"""
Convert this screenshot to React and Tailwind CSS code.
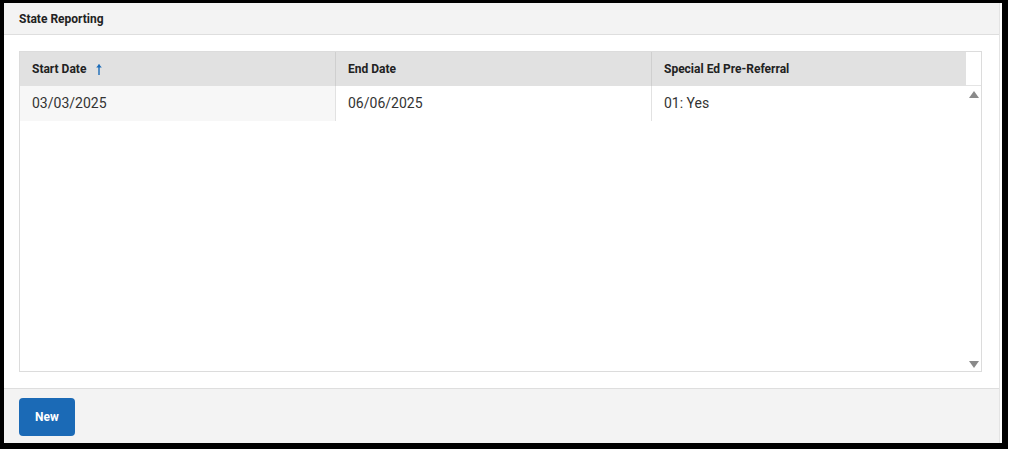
export default function App() {
  const font = { fontFamily: 'Roboto, "Liberation Sans", sans-serif' };
  return (
    <div className="w-[1011px] h-[453px] bg-white" style={font}>
      <div className="w-[1008px] h-[449px] border-l-4 border-t-[3px] border-r-[6px] border-b-[6px] border-black bg-white flex">
        <div className="w-[996px] h-full flex flex-col bg-white border-r border-[#e4e4e4]">
          <div className="h-[32px] bg-[#f3f3f3] border-b border-[#dedede] flex items-center pl-[15px]">
            <span className="text-[12px] font-bold text-[#222]">State Reporting</span>
          </div>
          <div className="flex-1 pl-[15px] pr-[17px] pt-[16px] pb-[16px]">
            <div className="h-[321px] border border-[#dcdcdc] flex">
              <div className="flex-1 flex flex-col">
                <div className="h-[34px] bg-[#e1e1e1] flex text-[12px] font-bold text-[#222]">
                  <div className="w-[316px] flex items-center pl-[12px] border-r border-[#cfcfcf]">
                    Start Date
                    <svg width="8" height="13" viewBox="0 0 8 13" className="ml-[9px]">
                      <path d="M4 12V1.5" stroke="#1a6bb8" strokeWidth="1.4" fill="none" />
                      <path d="M1.2 4.6L4 1.2L6.8 4.6Z" fill="#1a6bb8" />
                    </svg>
                  </div>
                  <div className="w-[316px] flex items-center pl-[12px] border-r border-[#cfcfcf]">End Date</div>
                  <div className="flex-1 flex items-center pl-[12px]">Special Ed Pre-Referral</div>
                </div>
                <div className="h-[35px] flex text-[14px] text-[#333]">
                  <div className="w-[316px] flex items-center pl-[12px] bg-[#f7f7f7] border-r border-[#e2e2e2]">03/03/2025</div>
                  <div className="w-[316px] flex items-center pl-[12px] bg-white border-r border-[#e2e2e2]">06/06/2025</div>
                  <div className="flex-1 flex items-center pl-[12px] bg-white">01: Yes</div>
                </div>
              </div>
              <div className="w-[15px] flex flex-col">
                <div className="h-[34px] bg-white border-b border-[#e4e4e4]" />
                <div className="flex-1 flex flex-col items-center justify-between pt-[5px] pb-[3px]">
                  <svg width="10" height="7" viewBox="0 0 10 7"><path d="M0 7L5 0L10 7Z" fill="#8a8a8a" /></svg>
                  <svg width="10" height="7" viewBox="0 0 10 7"><path d="M0 0L5 7L10 0Z" fill="#8a8a8a" /></svg>
                </div>
              </div>
            </div>
          </div>
          <div className="h-[55px] bg-[#f3f3f3] border-t border-[#dedede] pl-[15px] pt-[9px]">
            <button className="w-[56px] h-[38px] rounded-[4px] bg-[#1b6ab6] text-white text-[12px] font-bold">New</button>
          </div>
        </div>
      </div>
    </div>
  );
}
"""
Reproduce each line exactly, please, except for any pictures.

» **RESULT OF THE TASK**:
Convert this screenshot to React and Tailwind CSS code.
export default function App() {
  const font = { fontFamily: 'Roboto, "Liberation Sans", sans-serif' };
  return (
    <div className="w-[1011px] h-[453px] bg-white" style={font}>
      <div className="w-[1008px] h-[449px] border-l-4 border-t-[3px] border-r-[6px] border-b-[6px] border-black bg-white flex">
        <div className="w-[996px] h-full flex flex-col bg-white border-r border-[#e4e4e4]">
          <div className="h-[32px] bg-[#f3f3f3] border-b border-[#dedede] flex items-center pl-[15px]">
            <span className="text-[12px] font-bold text-[#222]">State Reporting</span>
          </div>
          <div className="flex-1 pl-[15px] pr-[17px] pt-[16px] pb-[16px]">
            <div className="h-[321px] border border-[#dcdcdc] flex">
              <div className="flex-1 flex flex-col">
                <div className="h-[34px] bg-[#e1e1e1] flex text-[12px] font-bold text-[#222]">
                  <div className="w-[316px] flex items-center pl-[12px] border-r border-[#cfcfcf]">
                    Start Date
                    <svg width="8" height="13" viewBox="0 0 8 13" className="ml-[9px]">
                      <path d="M4 12V1.5" stroke="#1a6bb8" strokeWidth="1.4" fill="none" />
                      <path d="M1.2 4.6L4 1.2L6.8 4.6Z" fill="#1a6bb8" />
                    </svg>
                  </div>
                  <div className="w-[316px] flex items-center pl-[12px] border-r border-[#cfcfcf]">End Date</div>
                  <div className="flex-1 flex items-center pl-[12px]">Special Ed Pre-Referral</div>
                </div>
                <div className="h-[35px] flex text-[14px] text-[#333]">
                  <div className="w-[316px] flex items-center pl-[12px] bg-[#f7f7f7] border-r border-[#e2e2e2]">03/03/2025</div>
                  <div className="w-[316px] flex items-center pl-[12px] bg-white border-r border-[#e2e2e2]">06/06/2025</div>
                  <div className="flex-1 flex items-center pl-[12px] bg-white">01: Yes</div>
                </div>
              </div>
              <div className="w-[15px] flex flex-col">
                <div className="h-[34px] bg-white border-b border-[#e4e4e4]" />
                <div className="flex-1 flex flex-col items-center justify-between pt-[5px] pb-[3px]">
                  <svg width="10" height="7" viewBox="0 0 10 7"><path d="M0 7L5 0L10 7Z" fill="#8a8a8a" /></svg>
                  <svg width="10" height="7" viewBox="0 0 10 7"><path d="M0 0L5 7L10 0Z" fill="#8a8a8a" /></svg>
                </div>
              </div>
            </div>
          </div>
          <div className="h-[55px] bg-[#f3f3f3] border-t border-[#dedede] pl-[15px] pt-[9px]">
            <button className="w-[56px] h-[38px] rounded-[4px] bg-[#1b6ab6] text-white text-[12px] font-bold">New</button>
          </div>
        </div>
      </div>
    </div>
  );
}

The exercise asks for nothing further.